Stop Saying The SPUs Were Difficult To Program

Post Views: 319

一所懸命HWデザイナーのふりをやっとる現代のC++が大嫌いなSWの開発者。FPGAのGPUとレトロな家庭用ゲーム機を作ること、うちの猫(ニュートリノ+コスモス)、お箏の演奏、ゲーム開発、抹茶＋和菓子がめっさ好きやねん。tweetsは私個人の意見で、会社を代表するものやない

Rainy days always remind me of summers at my grandmother’s farm in the Catskills, spending lazy days floating on the lake, laptop in hand, pipelining SPU asm loops until there were no more empty slots in the schedule to fill. Those days were pretty great. But do you know what’s not so great? Journalists blindly repeating the SPUs were difficult to program without any real understanding of the nuanced details. Not cool.
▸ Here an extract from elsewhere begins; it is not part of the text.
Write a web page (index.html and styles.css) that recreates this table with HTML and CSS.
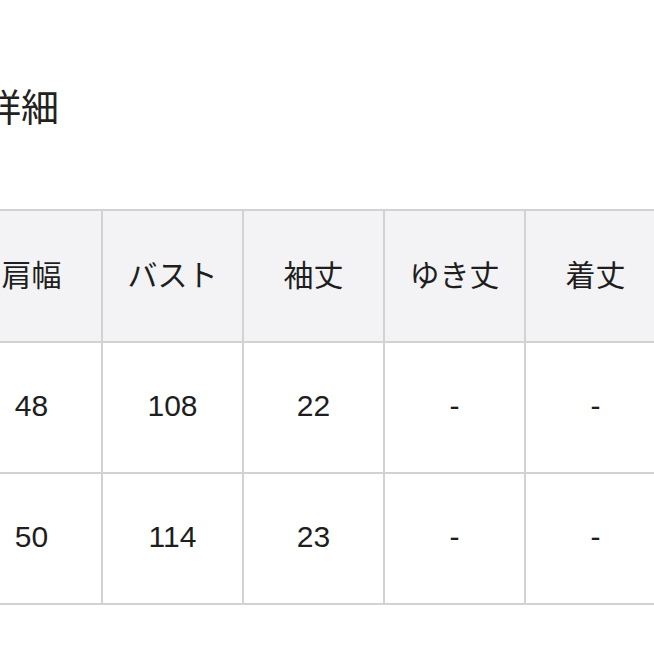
FILE: index.html
```html
<!DOCTYPE html>
<html lang="ja">
<head>
<meta charset="utf-8">
<title>詳細</title>
<link rel="stylesheet" href="styles.css">
</head>
<body>
<main class="page">
  <h2 class="title">詳細</h2>
  <div class="size-table">
    <div class="cell head">肩幅</div>
    <div class="cell head">バスト</div>
    <div class="cell head">袖丈</div>
    <div class="cell head">ゆき丈</div>
    <div class="cell head">着丈</div>
    <div class="cell num">48</div>
    <div class="cell num">108</div>
    <div class="cell num">22</div>
    <div class="cell num">-</div>
    <div class="cell num">-</div>
    <div class="cell num">50</div>
    <div class="cell num">114</div>
    <div class="cell num">23</div>
    <div class="cell num">-</div>
    <div class="cell num">-</div>
  </div>
</main>
</body>
</html>
```

FILE: styles.css
```css
html, body {
  margin: 0;
  padding: 0;
  background: #ffffff;
  overflow: hidden;
}

.page {
  width: 654px;
  height: 654px;
  overflow: hidden;
  display: flex;
  flex-direction: column;
}

.title {
  margin: 86px 0 0 -17px;
  font-family: "Noto Sans CJK JP", "Noto Sans", sans-serif;
  font-size: 38px;
  font-weight: 400;
  line-height: 38px;
  height: 38px;
  color: #222222;
  white-space: nowrap;
}

.size-table {
  margin: 85px 0 0 -40px;
  display: grid;
  grid-template-columns: repeat(5, 139px);
  grid-template-rows: 130px 129px 129px;
  gap: 2px;
  border: 2px solid #d2d2d2;
  background: #d2d2d2;
  width: max-content;
}

.cell {
  display: flex;
  align-items: center;
  justify-content: center;
  background: #ffffff;
  color: #1e1e1e;
  font-size: 30px;
}

.head {
  background: #f3f3f5;
  font-family: "Noto Sans CJK JP", "Noto Sans", sans-serif;
  padding-bottom: 6px;
  box-sizing: border-box;
}

.num {
  font-family: "Liberation Sans", Arial, sans-serif;
  padding-bottom: 3px;
  box-sizing: border-box;
}
```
In this post I am going to attempt to give a Fair And Balanced¹, unbiased², and nuanced (笑) description of what people usually mean when they complain about various aspects of the SPUs. The goal is to keep it nontechnical enough for humans to understand, while providing enough details to capture nuance beyond the usual generalisations. I will fail at both goals

As always, this post is constantly changing as I get ideas/feedback from the Smart Kidz. Please feel free to share this with a games journalist you love!

Problem 1: A Changing Industry

Timing is everything. That’s going to be common theme here. The industry was a very different place when I joined in the PS2 era. Games were smaller, they were often made with only a handful of programmers, and you tended to target one platform, and then worry about ports later. Consoles had really weird/creative/wonderfully fascinating custom architectures, and it wasn’t unheard of for all programmers on a team to be low level wizards, who studied hardware manuals, and dreamed of ways to abuse weird bits of hardware to do things it probably wasn’t meant to do.

Games were already starting to get bigger during the PS2 era, due to the switch from CD to DVD, but this really accelerated on PS3 with Blu-Ray, a 8x increase in CPU DRAM, and a 64x jump in video memory. Not only were games were getting bigger, but budgets were getting bigger, and with that, team sizes started exploding. Targeting multiple consoles was becoming more common, and suddenly more people were specialising in very specific disciplines, so you could no longer assume that all devs were assembly wizards that sat around reading and memorising hardware manuals.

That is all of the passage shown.